Et tout cela est en suspens, en voie de réalisation, dans un mouvement progressif; et par conséquent, à moins qu’on ne puisse voir l’aboutissement, on n’y comprend rien. On est dans une confusion. Et ce n’est que quand on voit l’aboutissement, la réalisation finale, ce n’est que quand on aura touché là, qu’on comprendra tout, et alors ce sera aussi clair et aussi simple que possible. Mais en attendant, mes relations avec les différentes personnes sont très amusantes, c’est tout à fait drôle!

Note que ceux qui ont la relation que je pourrais appeler «extérieure» par rapport à l’autre (quoiqu’elle ne le soit pas), la relation de yoga, de sâdhanâ, considèrent les autres comme des superstitieux; et les autres, ceux qui ont la foi, ou la perception, ou la Grâce d’avoir saisi ce que Sri Aurobindo voulait dire (peut-être même avant de savoir qu’il l’avait dit, mais en tout cas après qu’il l’ait déclaré), ceux-là trouvent que les autres sont des incroyants et des ignorants! Et alors il y a tous les échelons intermédiaires, c’est très amusant!

Cela ouvre des horizons extraordinaires; quand on a compris cela, on a la clef – on a la clef d’une quantité innombrable de choses; la position différente de chacun des différents saints, des différentes réalisations et... Ça résout toutes les incohérences des manifestations sur la terre.

Par exemple, cette question du Pouvoir – du Pouvoir – sur la Matière.

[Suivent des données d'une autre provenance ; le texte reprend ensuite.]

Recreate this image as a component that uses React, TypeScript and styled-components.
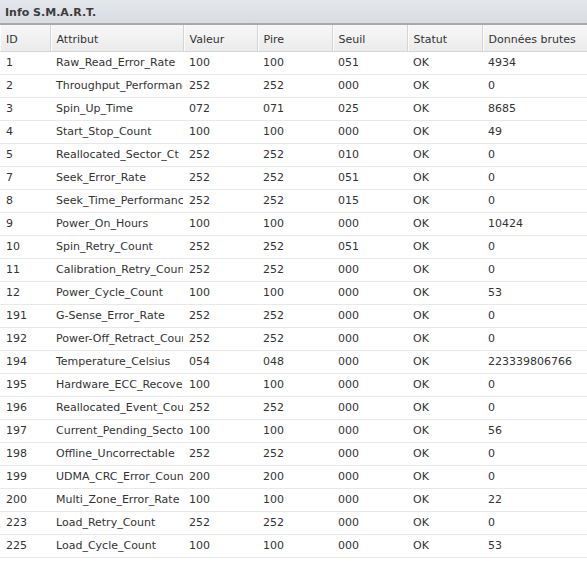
import React from "react";
import styled, { createGlobalStyle } from "styled-components";

const Global = createGlobalStyle`
  html, body { margin: 0; padding: 0; background: #fff; }
  body { font-family: Verdana, "DejaVu Sans", sans-serif; }
`;

const Panel = styled.div`
  width: 587px;
  font-family: Verdana, "DejaVu Sans", sans-serif;
  font-size: 11px;
  color: #333;
`;

const TitleBar = styled.div`
  height: 25px;
  box-sizing: border-box;
  padding: 1px 0 0 5px;
  display: flex;
  align-items: center;
  background: linear-gradient(#e4e7eb, #d9dde2);
  border-bottom: 2px solid #a6a8ab;
  font-weight: bold;
  font-size: 11px;
  color: #3c3c3c;
`;

const Table = styled.table`
  width: 587px;
  border-collapse: collapse;
  table-layout: fixed;
`;

const HeadCell = styled.th`
  height: 26px;
  box-sizing: border-box;
  padding: 3px 0 0 6px;
  text-align: left;
  font-weight: normal;
  background: linear-gradient(#f7f7f7, #ebebeb);
  border-bottom: 1px solid #d6d6d6;
  border-right: 1px solid #d4d4d4;
  box-shadow: inset 1px 0 0 #fcfcfc;
  white-space: nowrap;
  overflow: hidden;
  &:last-child { border-right: none; }
`;

const Cell = styled.td`
  height: 23px;
  box-sizing: border-box;
  padding: 0 0 0 6px;
  border-bottom: 1px solid #e9e9e9;
  white-space: nowrap;
  overflow: hidden;
`;

const cols = [50, 133, 74, 75, 75, 75, 105];
const headers = ["ID", "Attribut", "Valeur", "Pire", "Seuil", "Statut", "Données brutes"];

const rows: string[][] = [
  ["1", "Raw_Read_Error_Rate", "100", "100", "051", "OK", "4934"],
  ["2", "Throughput_Performance", "252", "252", "000", "OK", "0"],
  ["3", "Spin_Up_Time", "072", "071", "025", "OK", "8685"],
  ["4", "Start_Stop_Count", "100", "100", "000", "OK", "49"],
  ["5", "Reallocated_Sector_Ct", "252", "252", "010", "OK", "0"],
  ["7", "Seek_Error_Rate", "252", "252", "051", "OK", "0"],
  ["8", "Seek_Time_Performance", "252", "252", "015", "OK", "0"],
  ["9", "Power_On_Hours", "100", "100", "000", "OK", "10424"],
  ["10", "Spin_Retry_Count", "252", "252", "051", "OK", "0"],
  ["11", "Calibration_Retry_Count", "252", "252", "000", "OK", "0"],
  ["12", "Power_Cycle_Count", "100", "100", "000", "OK", "53"],
  ["191", "G-Sense_Error_Rate", "252", "252", "000", "OK", "0"],
  ["192", "Power-Off_Retract_Count", "252", "252", "000", "OK", "0"],
  ["194", "Temperature_Celsius", "054", "048", "000", "OK", "223339806766"],
  ["195", "Hardware_ECC_Recovered", "100", "100", "000", "OK", "0"],
  ["196", "Reallocated_Event_Count", "252", "252", "000", "OK", "0"],
  ["197", "Current_Pending_Sector", "100", "100", "000", "OK", "56"],
  ["198", "Offline_Uncorrectable", "252", "252", "000", "OK", "0"],
  ["199", "UDMA_CRC_Error_Count", "200", "200", "000", "OK", "0"],
  ["200", "Multi_Zone_Error_Rate", "100", "100", "000", "OK", "22"],
  ["223", "Load_Retry_Count", "252", "252", "000", "OK", "0"],
  ["225", "Load_Cycle_Count", "100", "100", "000", "OK", "53"],
];

export default function App() {
  return (
    <>
      <Global />
      <Panel>
        <TitleBar>Info S.M.A.R.T.</TitleBar>
        <Table>
          <colgroup>
            {cols.map((w, i) => (
              <col key={i} style={{ width: w }} />
            ))}
          </colgroup>
          <thead>
            <tr>
              {headers.map((h) => (
                <HeadCell key={h}>{h}</HeadCell>
              ))}
            </tr>
          </thead>
          <tbody>
            {rows.map((r) => (
              <tr key={r[0]}>
                {r.map((c, i) => (
                  <Cell key={i}>{c}</Cell>
                ))}
              </tr>
            ))}
          </tbody>
        </Table>
      </Panel>
    </>
  );
}
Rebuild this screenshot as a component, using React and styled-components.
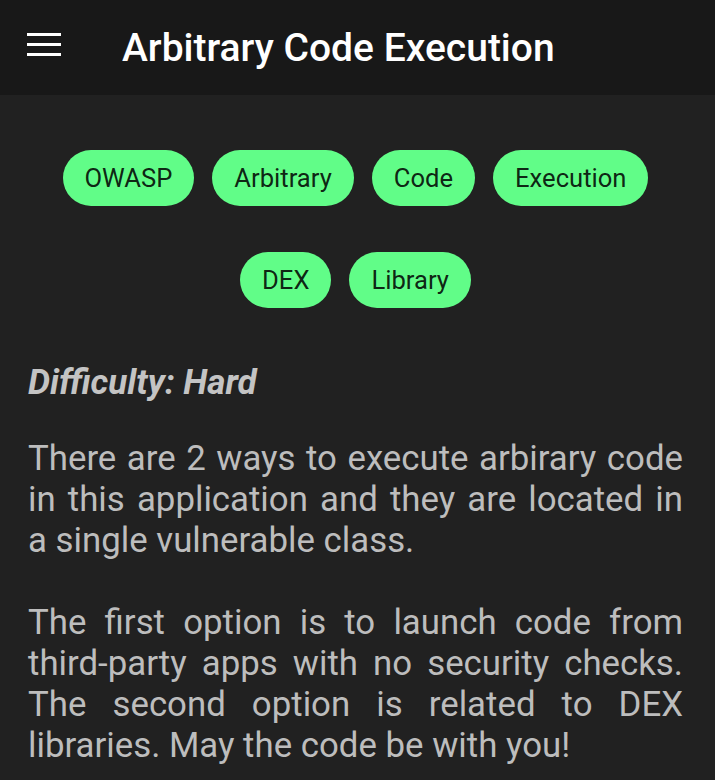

Ceux qui sont dans la perception que je suis la Mère éternelle universelle et que Sri Aurobindo était l’Avatar sont étonnés que le pouvoir ne soit pas absolu. N’est-ce pas, il sont étonnés qu’il ne suffisait pas que nous disions: «C’est comme ça», pour que ce soit «comme ça». C’est parce que, dans la réalisation intégrale, l’union des deux est indispensable: l’union du pouvoir provenant de la position éternelle et du pouvoir provenant de la sâdhanâ dans le développement évolutif. De la même façon, ceux qui sont arrivés, même au sommet de la connaissance yoguique (je pensais au Swami), comment se fait-il qu’ils aient besoin d’avoir recours à des êtres comme des dieux ou des demi-dieux pour pouvoir réaliser les choses? – Parce que, en eux, il y a bien l’union avec des forces et des entités supérieures, mais, de toute éternité, il n’a pas été décrété qu’ils étaient cet être-là. Ils ne sont pas nés ceci ou cela: par évolution ils se sont unis à la possibilité latente en eux. Chacun porte en soi l’Éternel, mais on ne peut Le joindre que quand on est arrivé à la complète union de l’Éternel latent avec l’Éternel éternel.

Alors... ça explique tout, tout, tout: comment ça marche, comment ça fonctionne dans le monde[3]. Je disais: il me manque les pouvoirs, il me manque les pouvoirs! Il y a quelques jours, je me disais: «Mais enfin, je SAIS qui est là, je sais, et comment se fait-il...? Là, jusque là (geste à hauteur de la tête), toute-puissante, rien ne peut résister – ici... ça n’aboutit pas.» Alors ceux qui ont une foi, qui est une foi ignorante mais vraie (elle peut être ignorante, mais elle est vraie) disent: «Comment! vous n’avez pas les pouvoirs, vous?»... Parce que la sâdhanâ n’est pas finie.

Le Seigneur ne possédera son univers que quand l’univers sera devenu consciemment le Seigneur.

@

[1]. Voir Agenda 1957, p. 122.

[2]. Sâdhanâ: discipline yoguique. Sâdhak: chercheur.

[3]. Mère a ajouté: «Je manque le plus beau de l’expérience... Quand j’essaye de formuler d’une façon trop précise, toute l’immensité de l’expérience échappe. C’est le monde tout entier qui se révèle avec toute son organisation dans les moindres détails – mais tout en même temps, alors comment expliquer ça? Ce n’est pas possible.»